The problem is not the sheer number of notes on the page – the piano, after all, can easily meet the required number of simultaneous voices. The challenge is more subtle: Classical musicians like to refer to string quartet music as a kind of “conversation” between four performers, whereas sonatas with piano accompaniment are often rhetorically arranged like miniature concertos, with one musician featured and the other supporting.

How did Espina-Ruiz reconcile these two contradictory scenarios? With a clever combination of shifting registers in both his instrument and the piano. While there were a few unconvincing moments in which a quick transition from one octave to another recalled the original instrumentation in an unflattering way, the transcription was mostly successful. It sounded and felt more like a sonata than a quartet, but the music withstood this change in aspect.

The Granados was somewhat less successful, with the extreme register of the original composition taxing Espina-Ruiz’s instrument. This consummate musician was by no means beneath the task of these extraordinarily difficult passages: his performance was, in fact, astonishing. But the expressive musical affect of the original composition suffered somewhat in the transfer from violin to clarinet. More on that later.

Opening the second half was Tableaux by UNCSA student composer Algernon “A.J.” Robinson. This two-movement piece for solo clarinet (no piano) is nuanced and rich. With sweeping gestures carved from a complex quasi-tonal pitch language, Tableaux is a delightful exploration of the various tone colors available to the instrument. Student he may be, but AJ is already a sophisticated composer with a fine ear. It’s a testament to Espina-Ruiz’s magnanimous educational spirit that he shares his knowledge and musicianship with budding composers. Kudos!

Following the Robinson, and closing the concert, was the final Espina-Ruiz arrangement, Schumann’s Sonata in A minor, originally for violin and piano. This was the most successful of the three transcriptions, with Schumann’s masterful piano writing providing color and resonance beneath the difficult clarinet line. Gagnon, who specializes in collaborative piano, was infinitely warm and delicate in her accompaniment; but to those familiar with the keyboard, her own awesome technique was on subtle display. Espina-Ruiz also demonstrated his thorough command of long-term forms. The Schumann sonata is dense, but Espina-Ruiz never got lost in the details, controlling his phrasing of repeated gestures with the utmost care.

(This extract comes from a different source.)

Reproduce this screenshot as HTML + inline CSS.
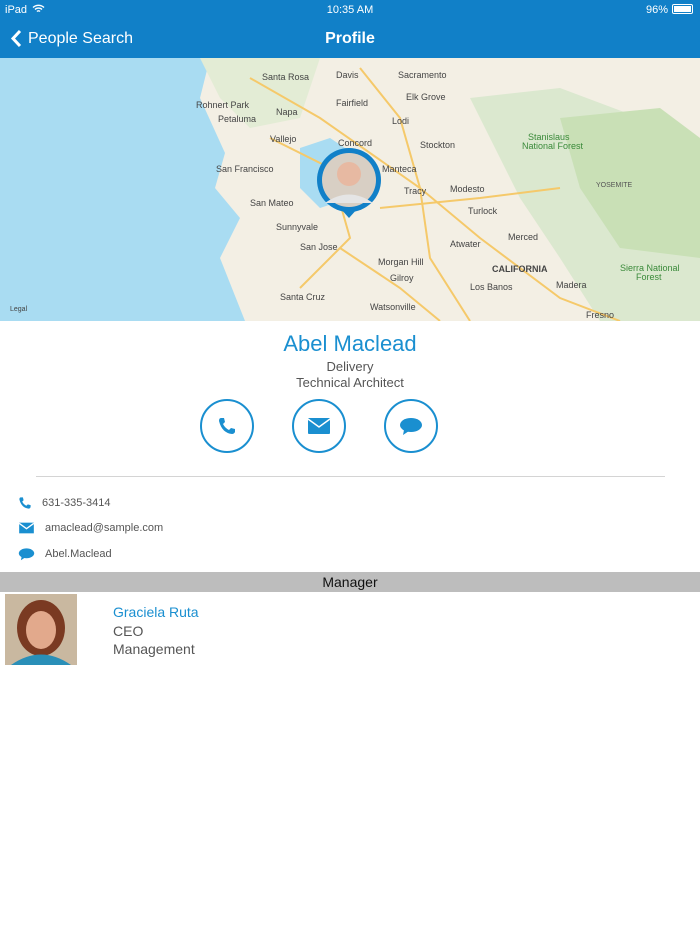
<!DOCTYPE html>
<html><head><meta charset="utf-8"><style>
*{margin:0;padding:0;box-sizing:border-box}
body{width:700px;height:933px;background:#fff;font-family:"Liberation Sans",sans-serif;position:relative;overflow:hidden}
.abs{position:absolute}
.bar{left:0;top:0;width:700px;height:58px;background:#1180c8;color:#fff}
.circ{width:54px;height:54px;border:2px solid #1a8fd0;border-radius:50%;top:399px;display:flex;align-items:center;justify-content:center}
.row{left:18px;font-size:11px;color:#555;display:flex;align-items:center}
.row svg{margin-right:10px}
</style></head><body>
<div class="abs bar">
 <div class="abs" style="left:5px;top:4px;font-size:11px">iPad</div>
 <svg class="abs" style="left:32px;top:4px" width="13" height="10" viewBox="0 0 13 10"><path d="M1 3.5a8 8 0 0 1 11 0M3 5.5a5 5 0 0 1 7 0M5 7.5a2 2 0 0 1 3 0" stroke="#fff" stroke-width="1.4" fill="none"/></svg>
 <div class="abs" style="left:0;width:700px;text-align:center;top:4px;font-size:11px">10:35 AM</div>
 <div class="abs" style="left:646px;top:4px;font-size:11px">96%</div>
 <div class="abs" style="left:672px;top:4px;width:21px;height:10px;border:1px solid #fff;border-radius:2px;padding:1px"><div style="background:#fff;width:100%;height:100%"></div></div>
 <svg class="abs" style="left:10px;top:29px" width="12" height="19" viewBox="0 0 12 19"><path d="M10 2L3 9.5 10 17" stroke="#fff" stroke-width="3" fill="none"/></svg>
 <div class="abs" style="left:28px;top:30px;font-size:16px">People Search</div>
 <div class="abs" style="left:0;width:700px;text-align:center;top:30px;font-size:16px;font-weight:bold">Profile</div>
</div>
<svg class="abs" style="left:0;top:58px" width="700" height="263" viewBox="0 0 700 263">
 <rect width="700" height="263" fill="#f3efe4"/>
 <path d="M0 0H210L200 40 225 95 215 130 240 160 220 200 245 263H0Z" fill="#a9dcf2"/>
 <path d="M300 90L330 80 360 100 350 140 320 150 300 130Z" fill="#a9dcf2"/>
 <path d="M470 40L560 30 640 60 700 100V263H600L560 200 520 140Z" fill="#dbe8cf"/>
 <path d="M560 60L660 50 700 80V200L620 190 580 130Z" fill="#c9e0b6"/>
 <path d="M200 0H320L300 60 250 70 220 40Z" fill="#e3ecd5"/>
 <g stroke="#f5c96a" stroke-width="2" fill="none">
 <path d="M250 20L320 60 420 130 480 180 560 240 620 263"/>
 <path d="M360 10L400 60 420 130 430 200 470 263"/>
 <path d="M270 80L330 110 350 180 300 230"/>
 <path d="M380 150L480 140 560 130"/>
 <path d="M340 190L400 230 440 263"/>
 </g>
 <g font-size="9" fill="#444" font-family="Liberation Sans">
 <text x="262" y="22">Santa Rosa</text><text x="336" y="20">Davis</text><text x="398" y="20">Sacramento</text>
 <text x="196" y="50">Rohnert Park</text><text x="276" y="57">Napa</text><text x="336" y="48">Fairfield</text><text x="406" y="42">Elk Grove</text>
 <text x="218" y="64">Petaluma</text><text x="270" y="84">Vallejo</text><text x="392" y="66">Lodi</text>
 <text x="338" y="88">Concord</text><text x="420" y="90">Stockton</text>
 <text x="216" y="114">San Francisco</text><text x="382" y="114">Manteca</text>
 <text x="404" y="136">Tracy</text><text x="450" y="134">Modesto</text>
 <text x="250" y="148">San Mateo</text><text x="468" y="156">Turlock</text>
 <text x="276" y="172">Sunnyvale</text><text x="300" y="192">San Jose</text>
 <text x="450" y="189">Atwater</text><text x="508" y="182">Merced</text>
 <text x="378" y="207">Morgan Hill</text><text x="492" y="214" font-weight="bold">CALIFORNIA</text>
 <text x="390" y="223">Gilroy</text><text x="470" y="232">Los Banos</text><text x="556" y="230">Madera</text>
 <text x="280" y="242">Santa Cruz</text><text x="370" y="252">Watsonville</text><text x="586" y="260">Fresno</text>
 <text x="10" y="253" font-size="7">Legal</text>
 <text x="528" y="82" fill="#3a8a3a">Stanislaus</text><text x="522" y="91" fill="#3a8a3a">National Forest</text>
 <text x="596" y="129" font-size="7" fill="#555">YOSEMITE</text>
 <text x="620" y="213" fill="#3a8a3a">Sierra National</text><text x="636" y="222" fill="#3a8a3a">Forest</text>
 </g>
 <circle cx="349" cy="122" r="32" fill="#1180c8"/>
 <path d="M340 150L349 160 358 150Z" fill="#1180c8"/>
 <circle cx="349" cy="122" r="27" fill="#d8cfc4"/>
 <circle cx="349" cy="116" r="12" fill="#e7b9a2"/>
 <path d="M325 145Q349 128 373 145" fill="#e5e5e5"/>
</svg>
<div class="abs" style="left:0;width:700px;text-align:center;top:331px;font-size:22px;color:#1a8fd0">Abel Maclead</div>
<div class="abs" style="left:0;width:700px;text-align:center;top:359px;font-size:13px;color:#555">Delivery</div>
<div class="abs" style="left:0;width:700px;text-align:center;top:375px;font-size:13px;color:#555">Technical Architect</div>
<div class="abs circ" style="left:200px"><svg width="20" height="20" viewBox="0 0 20 20"><path d="M4 2l3 0 1 4-2 2q2 4 6 6l2-2 4 1v3q-1 2-3 2Q5 17 2 5q0-3 2-3z" fill="#1a8fd0"/></svg></div>
<div class="abs circ" style="left:292px"><svg width="24" height="18" viewBox="0 0 24 18"><rect x="1" y="1" width="22" height="16" rx="1" fill="#1a8fd0"/><path d="M1 2l11 8 11-8" stroke="#fff" stroke-width="1.5" fill="none"/></svg></div>
<div class="abs circ" style="left:384px"><svg width="24" height="20" viewBox="0 0 24 20"><ellipse cx="12" cy="9" rx="11" ry="7" fill="#1a8fd0"/><path d="M5 14l-1 5 6-4z" fill="#1a8fd0"/></svg></div>
<div class="abs" style="left:36px;top:476px;width:629px;height:1px;background:#d4d4d4"></div>
<div class="abs row" style="top:496px"><svg width="14" height="14" viewBox="0 0 20 20"><path d="M4 2l3 0 1 4-2 2q2 4 6 6l2-2 4 1v3q-1 2-3 2Q5 17 2 5q0-3 2-3z" fill="#1a8fd0"/></svg><span style="margin-left:0">631-335-3414</span></div>
<div class="abs row" style="top:522px"><svg width="17" height="12" viewBox="0 0 24 18"><rect x="1" y="1" width="22" height="16" fill="#1a8fd0"/><path d="M1 2l11 8 11-8" stroke="#fff" stroke-width="2" fill="none"/></svg>amaclead@sample.com</div>
<div class="abs row" style="top:547px"><svg width="17" height="14" viewBox="0 0 24 20"><ellipse cx="12" cy="9" rx="11" ry="7" fill="#1a8fd0"/><path d="M5 14l-1 5 6-4z" fill="#1a8fd0"/></svg>Abel.Maclead</div>
<div class="abs" style="left:0;top:572px;width:700px;height:20px;background:#bdbdbd;text-align:center;font-size:14px;line-height:20px;color:#111">Manager</div>
<svg class="abs" style="left:5px;top:594px" width="72" height="71" viewBox="0 0 72 71"><rect width="72" height="71" fill="#c9b8a0"/><ellipse cx="36" cy="34" rx="24" ry="28" fill="#7a3a22"/><ellipse cx="36" cy="36" rx="15" ry="19" fill="#e2a98c"/><path d="M6 71Q36 50 66 71Z" fill="#2a8fb8"/></svg>
<div class="abs" style="left:113px;top:604px;font-size:14px;color:#1a8fd0">Graciela Ruta</div>
<div class="abs" style="left:113px;top:623px;font-size:14px;color:#555">CEO</div>
<div class="abs" style="left:113px;top:641px;font-size:14px;color:#555">Management</div>
</body></html>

My overall impression of the three transcriptions was a mixture of awe and puzzlement. Espina-Ruiz is almost as much martial artist as musician, with an exhibition-worthy ability to make the instrument speak in stratospheric registers. However, there’s a disparity between the lush, beautiful, and often delicate expressive qualities of these compositions’ highest passages and the taut, risky athleticism and tortured sound of the clarinet’s extreme altissimo register. Of course, some beloved and enduring repertoire asks the performer to navigate nearly impossible technical challenges with effortless fluidity. But in the most effective examples of virtuoso writing, composers deploy difficulty strategically, pairing musical rhetoric with appropriate techniques.

In Paganini’s caprices, for instance, the mood is often tense and thrilling. The violinist plays the role of stunt artist defying death; deviations from perfect intonation and phrasing only heighten the tension and serve the theater. Chopin’s etudes, on the other hand, utilize the composer’s unmatched knowledge of the piano and its timbres: the difficult passages frequently result in sparkling, resonant waves of sound unavailable with simpler techniques.

The Granados follows this model: the climaxes in the original violin score inhabit a register that is by no means easy to navigate, but which rewards the performer (and the audience) with a blossoming, expressive tone. It seems stubbornly optimistic to transmit these beautiful passages to the clarinet’s most extreme register, which offers the performer scant hope of speaking, much less singing.

With all that said, many of Espina-Ruiz’s more daring transcription choices were in fact quite clever and appropriate, and the sheer force of his stunning musicianship won the audience over. Espina-Ruiz, Gagnon, and student composer A.J. Robinson all did truly fine work to mount an engaging and epic concert. Bravi to all!